El libro de Buruma pone también el acento en las mentalidades, diversas y complejas. La mentalidad de la venganza y la imposición de un castigo según un estado de derecho que permitía legitimar la primera, pero que a la postre sería estéril: la justicia y la reparación fueron desiguales, como los procesos de depuración en Alemania y Francia demostrarían. La mentalidad de tratar de (re)educar a las bestias fascistas alemanas o militaristas niponas, para que reincidieran en sus «pecados», y que también fueron desiguales: el temor al comunismo primó por encima de la (re)educación, de modo que al final los vencedores primaron la búsqueda de apoyos entre las élites vencidas que la idea de volver a traer a la civilización a quienes se habían apartado de ella. La mentalidad de crear un mundo nuevo con la paz como bandera (la ONU como garante de la misma), pero que al final terminó con Cinco Grandes con veto y una Asamblea General en la que se podía hablar y denunciar, pero no decidir. La mentalidad de quien trataba de sobrevivir entre las ruinas, de aquellos como Edmund, que luchaban por un trozo de pan.
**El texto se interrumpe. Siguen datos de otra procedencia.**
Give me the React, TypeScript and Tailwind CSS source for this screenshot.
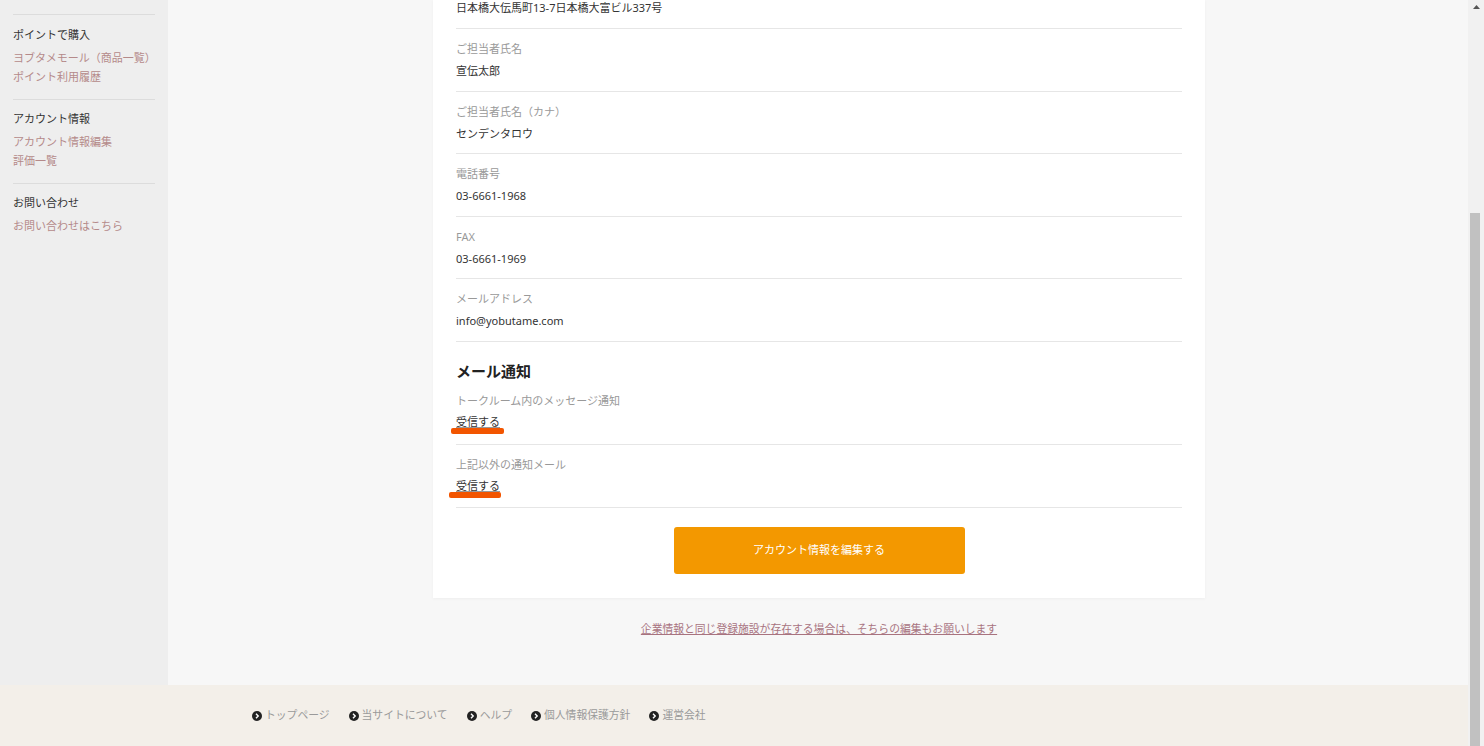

Alemania (y Europa oriental) recibirían el Plan Marshall y Japón la libertad (y la tranquilidad de que no serían molestados) para que los zaibatsu y los grandes conglomerados industriales que habían armado el monstruo militarista pudieran realizar el «milagro japonés». La mentalidad de las mujeres neerlandesas, alemanas o japonesas que veían en los soldados aliados algo más que la fantasía sexual del liberador. O la mentalidad de un pueblo como el británico que, apenas rendido el enemigo alemán, desalojaba del poder mediante las urnas al victorioso Winston Churchill, para dárselo a los laboristas de Clement Attlee, con la idea de que el año cero debía empezar con otro primer ministro para hacer frente a los desafíos de la paz… y el resurgir de la exhausta Britania.

En conclusión, Buruma nos acerca a ese reset, a las bases de un nuevo mundo que no podía comenzar sin los despojos del que fenecía entre ruinas. A las secuelas, los traumas de la guerra y, también, las esperanzas e ilusiones de la paz. Una paz que sería muy difícil gestionar.